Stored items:
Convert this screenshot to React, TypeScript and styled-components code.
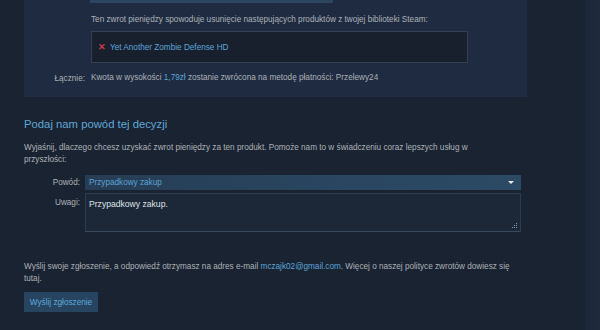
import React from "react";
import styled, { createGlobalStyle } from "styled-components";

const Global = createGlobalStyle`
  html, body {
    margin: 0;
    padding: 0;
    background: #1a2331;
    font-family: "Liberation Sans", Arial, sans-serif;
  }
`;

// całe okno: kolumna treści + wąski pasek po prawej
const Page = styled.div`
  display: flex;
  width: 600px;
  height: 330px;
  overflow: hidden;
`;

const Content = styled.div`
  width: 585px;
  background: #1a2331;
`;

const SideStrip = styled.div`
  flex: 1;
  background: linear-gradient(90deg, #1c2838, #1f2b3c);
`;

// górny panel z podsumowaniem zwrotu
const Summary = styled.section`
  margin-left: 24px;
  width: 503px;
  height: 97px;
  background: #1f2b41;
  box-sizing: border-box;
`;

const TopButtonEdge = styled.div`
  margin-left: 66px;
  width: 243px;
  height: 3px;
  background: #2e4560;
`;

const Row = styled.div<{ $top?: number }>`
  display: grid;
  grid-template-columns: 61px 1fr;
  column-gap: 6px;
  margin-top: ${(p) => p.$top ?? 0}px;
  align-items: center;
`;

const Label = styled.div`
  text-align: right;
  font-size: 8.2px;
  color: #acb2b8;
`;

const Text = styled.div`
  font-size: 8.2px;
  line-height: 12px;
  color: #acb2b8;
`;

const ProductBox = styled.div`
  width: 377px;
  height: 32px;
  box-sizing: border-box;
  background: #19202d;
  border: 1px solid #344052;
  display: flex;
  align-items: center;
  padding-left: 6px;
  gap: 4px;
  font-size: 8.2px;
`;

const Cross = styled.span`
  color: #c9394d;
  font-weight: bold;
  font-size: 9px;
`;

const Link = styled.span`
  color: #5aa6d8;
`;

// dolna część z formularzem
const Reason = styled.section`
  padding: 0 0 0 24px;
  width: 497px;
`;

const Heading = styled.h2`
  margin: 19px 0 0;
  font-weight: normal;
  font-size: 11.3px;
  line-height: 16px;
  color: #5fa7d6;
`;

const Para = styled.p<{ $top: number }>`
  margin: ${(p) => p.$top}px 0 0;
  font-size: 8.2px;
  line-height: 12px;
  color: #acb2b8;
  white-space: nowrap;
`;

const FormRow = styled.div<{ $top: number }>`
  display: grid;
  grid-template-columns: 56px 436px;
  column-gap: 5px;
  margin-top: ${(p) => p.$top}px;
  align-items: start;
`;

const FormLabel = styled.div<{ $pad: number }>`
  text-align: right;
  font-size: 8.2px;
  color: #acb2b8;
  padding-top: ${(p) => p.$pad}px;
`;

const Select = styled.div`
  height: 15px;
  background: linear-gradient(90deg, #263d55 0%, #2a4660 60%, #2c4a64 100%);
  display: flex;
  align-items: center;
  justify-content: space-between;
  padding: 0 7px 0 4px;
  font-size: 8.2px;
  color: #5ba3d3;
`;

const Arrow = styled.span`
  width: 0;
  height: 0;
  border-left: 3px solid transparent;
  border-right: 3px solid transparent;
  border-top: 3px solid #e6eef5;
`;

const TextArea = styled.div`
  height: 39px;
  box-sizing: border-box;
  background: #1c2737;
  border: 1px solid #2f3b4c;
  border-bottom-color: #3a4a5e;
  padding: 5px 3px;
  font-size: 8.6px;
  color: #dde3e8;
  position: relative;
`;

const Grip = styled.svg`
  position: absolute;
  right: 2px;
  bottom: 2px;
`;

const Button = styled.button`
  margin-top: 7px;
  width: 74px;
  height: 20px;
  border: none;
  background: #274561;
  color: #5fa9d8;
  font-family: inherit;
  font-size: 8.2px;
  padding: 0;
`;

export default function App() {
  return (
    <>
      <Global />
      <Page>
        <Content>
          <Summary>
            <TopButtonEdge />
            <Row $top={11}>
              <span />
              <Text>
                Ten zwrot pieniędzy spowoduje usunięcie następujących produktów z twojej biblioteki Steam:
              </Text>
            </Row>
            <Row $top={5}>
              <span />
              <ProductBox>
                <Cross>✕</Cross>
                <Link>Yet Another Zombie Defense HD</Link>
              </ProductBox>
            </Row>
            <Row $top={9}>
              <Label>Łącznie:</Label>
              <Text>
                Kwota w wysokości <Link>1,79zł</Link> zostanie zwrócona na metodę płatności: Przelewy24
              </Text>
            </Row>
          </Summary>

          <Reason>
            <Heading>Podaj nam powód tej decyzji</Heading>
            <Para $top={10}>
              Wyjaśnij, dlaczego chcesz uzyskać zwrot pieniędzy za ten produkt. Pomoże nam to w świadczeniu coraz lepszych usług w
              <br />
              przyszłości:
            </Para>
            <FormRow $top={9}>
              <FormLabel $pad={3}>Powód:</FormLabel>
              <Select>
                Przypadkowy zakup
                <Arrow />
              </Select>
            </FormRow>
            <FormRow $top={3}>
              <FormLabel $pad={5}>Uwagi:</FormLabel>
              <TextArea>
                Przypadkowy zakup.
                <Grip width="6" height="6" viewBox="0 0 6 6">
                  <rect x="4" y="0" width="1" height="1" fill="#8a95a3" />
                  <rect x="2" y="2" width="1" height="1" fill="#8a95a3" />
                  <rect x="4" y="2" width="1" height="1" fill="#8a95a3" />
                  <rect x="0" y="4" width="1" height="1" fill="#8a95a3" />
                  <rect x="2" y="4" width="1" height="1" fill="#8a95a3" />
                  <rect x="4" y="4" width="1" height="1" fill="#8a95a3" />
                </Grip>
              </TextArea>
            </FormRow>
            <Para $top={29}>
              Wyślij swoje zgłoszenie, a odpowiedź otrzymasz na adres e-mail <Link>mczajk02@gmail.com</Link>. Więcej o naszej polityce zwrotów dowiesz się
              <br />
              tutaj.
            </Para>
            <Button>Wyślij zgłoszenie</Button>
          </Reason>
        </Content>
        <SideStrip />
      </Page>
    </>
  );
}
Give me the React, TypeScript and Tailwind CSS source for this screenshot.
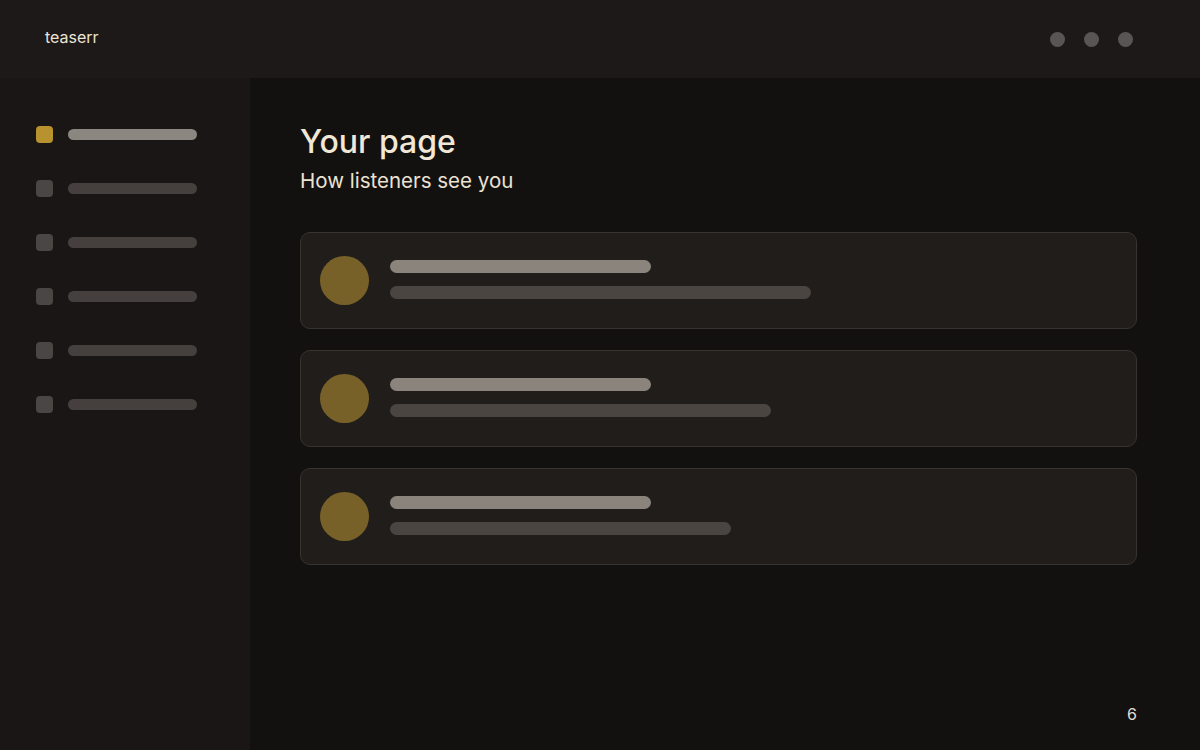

What you should do - What is needed is an exact reproduction of the data, pictures excluded.

Output of the task -
Convert this screenshot to React, TypeScript and styled-components code.
import React from "react";
import styled, { createGlobalStyle } from "styled-components";

const Global = createGlobalStyle`
  html, body {
    margin: 0;
    padding: 0;
    background: #1a2331;
    font-family: "Liberation Sans", Arial, sans-serif;
  }
`;

// całe okno: kolumna treści + wąski pasek po prawej
const Page = styled.div`
  display: flex;
  width: 600px;
  height: 330px;
  overflow: hidden;
`;

const Content = styled.div`
  width: 585px;
  background: #1a2331;
`;

const SideStrip = styled.div`
  flex: 1;
  background: linear-gradient(90deg, #1c2838, #1f2b3c);
`;

// górny panel z podsumowaniem zwrotu
const Summary = styled.section`
  margin-left: 24px;
  width: 503px;
  height: 97px;
  background: #1f2b41;
  box-sizing: border-box;
`;

const TopButtonEdge = styled.div`
  margin-left: 66px;
  width: 243px;
  height: 3px;
  background: #2e4560;
`;

const Row = styled.div<{ $top?: number }>`
  display: grid;
  grid-template-columns: 61px 1fr;
  column-gap: 6px;
  margin-top: ${(p) => p.$top ?? 0}px;
  align-items: center;
`;

const Label = styled.div`
  text-align: right;
  font-size: 8.2px;
  color: #acb2b8;
`;

const Text = styled.div`
  font-size: 8.2px;
  line-height: 12px;
  color: #acb2b8;
`;

const ProductBox = styled.div`
  width: 377px;
  height: 32px;
  box-sizing: border-box;
  background: #19202d;
  border: 1px solid #344052;
  display: flex;
  align-items: center;
  padding-left: 6px;
  gap: 4px;
  font-size: 8.2px;
`;

const Cross = styled.span`
  color: #c9394d;
  font-weight: bold;
  font-size: 9px;
`;

const Link = styled.span`
  color: #5aa6d8;
`;

// dolna część z formularzem
const Reason = styled.section`
  padding: 0 0 0 24px;
  width: 497px;
`;

const Heading = styled.h2`
  margin: 19px 0 0;
  font-weight: normal;
  font-size: 11.3px;
  line-height: 16px;
  color: #5fa7d6;
`;

const Para = styled.p<{ $top: number }>`
  margin: ${(p) => p.$top}px 0 0;
  font-size: 8.2px;
  line-height: 12px;
  color: #acb2b8;
  white-space: nowrap;
`;

const FormRow = styled.div<{ $top: number }>`
  display: grid;
  grid-template-columns: 56px 436px;
  column-gap: 5px;
  margin-top: ${(p) => p.$top}px;
  align-items: start;
`;

const FormLabel = styled.div<{ $pad: number }>`
  text-align: right;
  font-size: 8.2px;
  color: #acb2b8;
  padding-top: ${(p) => p.$pad}px;
`;

const Select = styled.div`
  height: 15px;
  background: linear-gradient(90deg, #263d55 0%, #2a4660 60%, #2c4a64 100%);
  display: flex;
  align-items: center;
  justify-content: space-between;
  padding: 0 7px 0 4px;
  font-size: 8.2px;
  color: #5ba3d3;
`;

const Arrow = styled.span`
  width: 0;
  height: 0;
  border-left: 3px solid transparent;
  border-right: 3px solid transparent;
  border-top: 3px solid #e6eef5;
`;

const TextArea = styled.div`
  height: 39px;
  box-sizing: border-box;
  background: #1c2737;
  border: 1px solid #2f3b4c;
  border-bottom-color: #3a4a5e;
  padding: 5px 3px;
  font-size: 8.6px;
  color: #dde3e8;
  position: relative;
`;

const Grip = styled.svg`
  position: absolute;
  right: 2px;
  bottom: 2px;
`;

const Button = styled.button`
  margin-top: 7px;
  width: 74px;
  height: 20px;
  border: none;
  background: #274561;
  color: #5fa9d8;
  font-family: inherit;
  font-size: 8.2px;
  padding: 0;
`;

export default function App() {
  return (
    <>
      <Global />
      <Page>
        <Content>
          <Summary>
            <TopButtonEdge />
            <Row $top={11}>
              <span />
              <Text>
                Ten zwrot pieniędzy spowoduje usunięcie następujących produktów z twojej biblioteki Steam:
              </Text>
            </Row>
            <Row $top={5}>
              <span />
              <ProductBox>
                <Cross>✕</Cross>
                <Link>Yet Another Zombie Defense HD</Link>
              </ProductBox>
            </Row>
            <Row $top={9}>
              <Label>Łącznie:</Label>
              <Text>
                Kwota w wysokości <Link>1,79zł</Link> zostanie zwrócona na metodę płatności: Przelewy24
              </Text>
            </Row>
          </Summary>

          <Reason>
            <Heading>Podaj nam powód tej decyzji</Heading>
            <Para $top={10}>
              Wyjaśnij, dlaczego chcesz uzyskać zwrot pieniędzy za ten produkt. Pomoże nam to w świadczeniu coraz lepszych usług w
              <br />
              przyszłości:
            </Para>
            <FormRow $top={9}>
              <FormLabel $pad={3}>Powód:</FormLabel>
              <Select>
                Przypadkowy zakup
                <Arrow />
              </Select>
            </FormRow>
            <FormRow $top={3}>
              <FormLabel $pad={5}>Uwagi:</FormLabel>
              <TextArea>
                Przypadkowy zakup.
                <Grip width="6" height="6" viewBox="0 0 6 6">
                  <rect x="4" y="0" width="1" height="1" fill="#8a95a3" />
                  <rect x="2" y="2" width="1" height="1" fill="#8a95a3" />
                  <rect x="4" y="2" width="1" height="1" fill="#8a95a3" />
                  <rect x="0" y="4" width="1" height="1" fill="#8a95a3" />
                  <rect x="2" y="4" width="1" height="1" fill="#8a95a3" />
                  <rect x="4" y="4" width="1" height="1" fill="#8a95a3" />
                </Grip>
              </TextArea>
            </FormRow>
            <Para $top={29}>
              Wyślij swoje zgłoszenie, a odpowiedź otrzymasz na adres e-mail <Link>mczajk02@gmail.com</Link>. Więcej o naszej polityce zwrotów dowiesz się
              <br />
              tutaj.
            </Para>
            <Button>Wyślij zgłoszenie</Button>
          </Reason>
        </Content>
        <SideStrip />
      </Page>
    </>
  );
}
Give me the React, TypeScript and Tailwind CSS source for this screenshot.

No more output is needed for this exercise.